If you are implementing the repetition ranges above, pushing yourself hard enough, resting enough, sleeping well, and you are not seeing improvements in the amounts of glute bridges you can do, you likely need to take a look at the things you eat.
You will burn a few extra calories
The explanations about when and to what extent 100 glute bridges can help grow and strengthen muscles were somewhat longer because these things are the main benefits of the exercise.
At the same time, by moving your body more intensely than usual, you will use up more energy aka burn more calories.
One thing you do want to keep in mind is that this will generally not be that much. If you do 20 glute bridges per minute, 100 repetitions will only be 5 minutes of actual exercise.
You do get a bit of calorie burning from the extra glute, hamstring, and lower back muscle mass you build but this is hard to put into specific numbers.
On the flip side, your workouts are not the only things that will influence what your before and after weight loss pictures will look like. You can even lose weight without exercising.
So if you are not seeing weight loss results while doing 100 glute bridges a day, you either need to make your exercise routine more intense or look at other lifestyle areas like nutrition.
Other exercises and activities may become easier
Even if your repetition ranges and resistance are aimed toward muscle growth and strength, glute bridges will likely also improve muscle endurance in your glutes, hamstrings, and lower back to some extent.
When 100 glute bridges because somewhat easier for you, this will definitely be the case.
Muscle endurance in these areas can come in handy when doing things like walking, standing up, and climbing stairs for an extended period of time.
One thing to note is that implementing habits that improve oblique and ab muscle endurance on top of the glute bridges can also be helpful for situations like this.
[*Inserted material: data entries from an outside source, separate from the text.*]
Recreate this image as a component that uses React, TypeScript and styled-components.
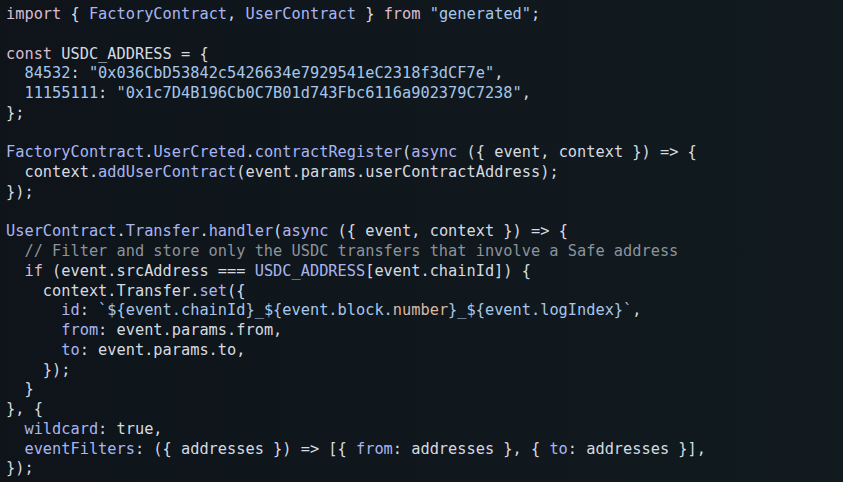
import React from "react";
import styled, { createGlobalStyle } from "styled-components";

const Global = createGlobalStyle`
  html, body { margin: 0; padding: 0; background: #10171c; }
  #root { width: 843px; height: 482px; }
`;

type Kind = "t" | "k" | "f" | "s" | "c" | "n" | "a";

const colors: Record<Kind, string> = {
  t: "#d6dbe1",
  k: "#dcbcd2",
  f: "#a9b5f2",
  s: "#a7c6ea",
  c: "#8c939b",
  n: "#dcb7a0",
  a: "#b2b2f0",
};

const Frame = styled.div`
  width: 843px;
  height: 482px;
  box-sizing: border-box;
  padding: 5px 6px 0 6px;
  background: linear-gradient(90deg, #0e141a 0%, #10181d 55%, #111a1f 100%);
  overflow: hidden;
`;

const Code = styled.pre`
  margin: 0;
  font-family: "DejaVu Sans Mono", "Liberation Mono", monospace;
  font-size: 15.3px;
  line-height: 19.75px;
  color: ${colors.t};
  white-space: pre;
  display: flex;
  flex-direction: column;
`;

const Line = styled.div`
  height: 19.75px;
`;

const Tok = styled.span<{ $k: Kind }>`
  color: ${(p) => colors[p.$k]};
`;

type Seg = [Kind, string];
const T = (s: string): Seg => ["t", s];
const K = (s: string): Seg => ["k", s];
const F = (s: string): Seg => ["f", s];
const S = (s: string): Seg => ["s", s];
const C = (s: string): Seg => ["c", s];
const N = (s: string): Seg => ["n", s];
const A = (s: string): Seg => ["a", s];

const lines: Seg[][] = [
  [K("import"), T(" { "), F("FactoryContract"), T(", "), F("UserContract"), T(" } "), K("from"), T(" "), S('"generated"'), T(";")],
  [],
  [K("const"), T(" USDC_ADDRESS = {")],
  [T("  "), S("84532"), T(": "), S('"0x036CbD53842c5426634e7929541eC2318f3dCF7e"'), T(",")],
  [T("  "), S("11155111"), T(": "), S('"0x1c7D4B196Cb0C7B01d743Fbc6116a902379C7238"'), T(",")],
  [T("};")],
  [],
  [F("FactoryContract"), T("."), F("UserCreted"), T("."), F("contractRegister"), T("("), A("async"), T(" ({ event, context }) => {")],
  [T("  context."), F("addUserContract"), T("(event.params.userContractAddress);")],
  [T("});")],
  [],
  [F("UserContract"), T("."), F("Transfer"), T("."), F("handler"), T("("), A("async"), T(" ({ event, context }) => {")],
  [T("  "), C("// Filter and store only the USDC transfers that involve a Safe address")],
  [T("  "), K("if"), T(" (event.srcAddress === "), F("USDC_ADDRESS"), T("[event.chainId]) {")],
  [T("    context.Transfer."), F("set"), T("({")],
  [T("      "), F("id"), T(": "), S("`${event.chainId}_${event.block."), N("number"), S("}_${event.logIndex}`"), T(",")],
  [T("      "), F("from"), T(": event.params.from,")],
  [T("      "), F("to"), T(": event.params.to,")],
  [T("    });")],
  [T("  }")],
  [T("}, {")],
  [T("  "), F("wildcard"), T(": true,")],
  [T("  "), F("eventFilters"), T(": ({ addresses }) => [{ "), F("from"), T(": addresses }, { "), F("to"), T(": addresses }],")],
  [T("});")],
];

export default function App() {
  return (
    <>
      <Global />
      <Frame>
        <Code>
          {lines.map((segs, i) => (
            <Line key={i}>
              {segs.length === 0
                ? " "
                : segs.map(([k, s], j) => (
                    <Tok key={j} $k={k}>
                      {s}
                    </Tok>
                  ))}
            </Line>
          ))}
        </Code>
      </Frame>
    </>
  );
}
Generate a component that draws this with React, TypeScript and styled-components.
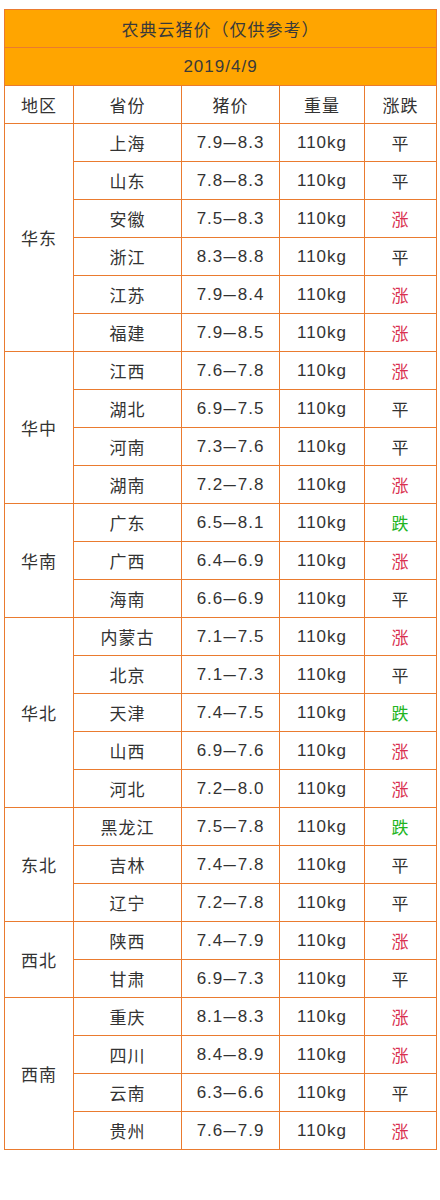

More general exercise benefits to a tiny extent
The first thing to emphasize about these last results is that they will only take place to a tiny extent.
As mentioned before, doing 100 glute bridges is only 5 minutes of exercise. Doing this every day is a good start but if the effects below sound good to you, you likely want to make your workouts longer and more challenging.
With that in mind, by moving more instead of sitting still, you get some standard exercise benefits like better mood, better sleep, and better cognitive function to at least a tiny (but potentially not noticeable) extent.